Witnesses reported clashes between protesters, mainly university students, and policemen at several universities and prominent districts of Tehran, which was flooded with security force members who arrested several demonstrators.

"Police fired tear gas at groups of protesters chanting slogans against President Mahmoud Ahmadinejad in Vali Asr intersection and Enghelab Street," a witness told AFP, referring to prominent locations in central Tehran.

The protesters were chanting "Death to the Dictator" and "Do not be scared. We are all together," the witness said, adding that some protesters also beat up a policeman.

The incidents could not be independently verified as foreign media have been banned from covering Monday's event.
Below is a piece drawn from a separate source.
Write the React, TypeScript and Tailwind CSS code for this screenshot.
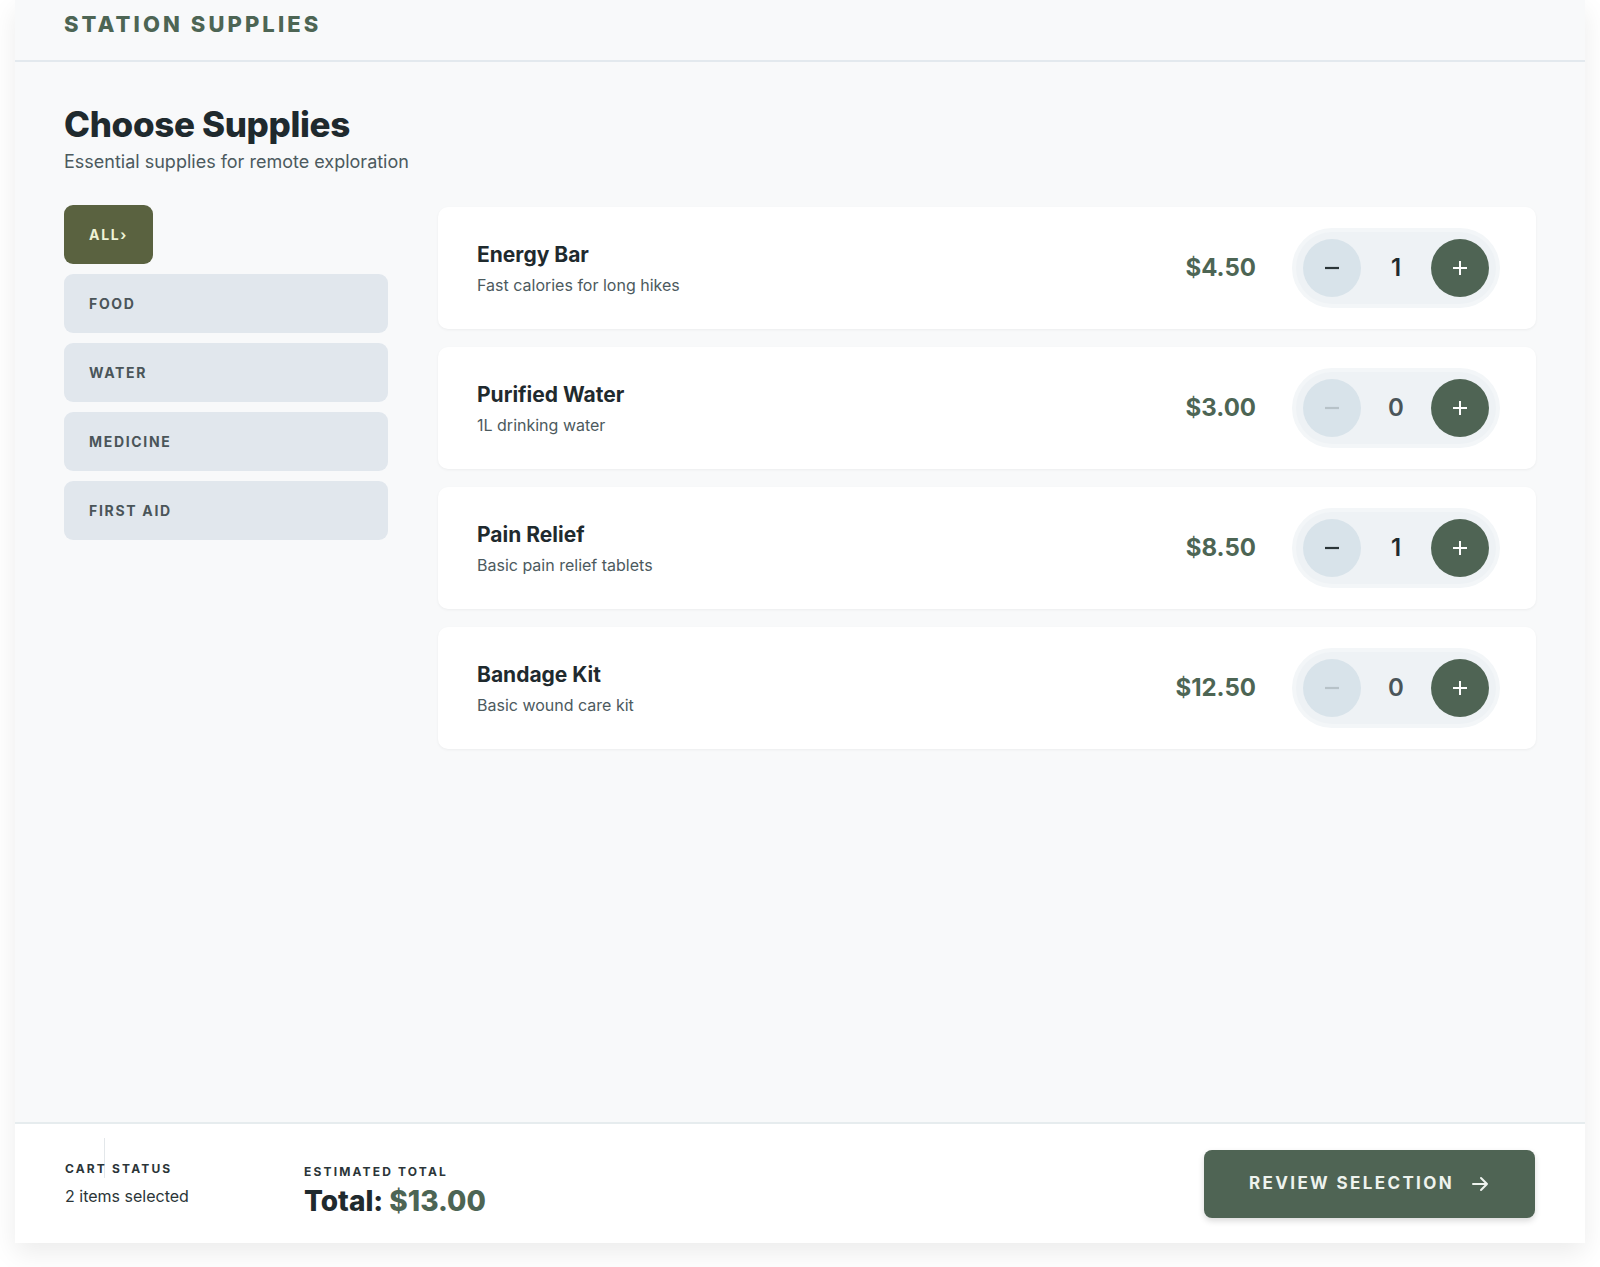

Students of Tehran's prestigious Amir Kabir University had earlier urged protests against Ahmadinejad, in an online statement.

"We are asking all people to come to universities so we can have one voice to protest at the coup d'état," said the statement, issued by the group going under the name "Green university students of Iranian universities."

Green was the signature color of main opposition leader Mir Hossein Mousavi's election campaign for the June 12 presidential poll. He lost to Ahmadinejad in what he claims was a "fraudulent" election staged to return the hardliner to power.

Since then his supporters have taken to streets in Tehran at the slightest opportunity to demonstrate against Ahmadinejad, accusing him of "stealing their votes."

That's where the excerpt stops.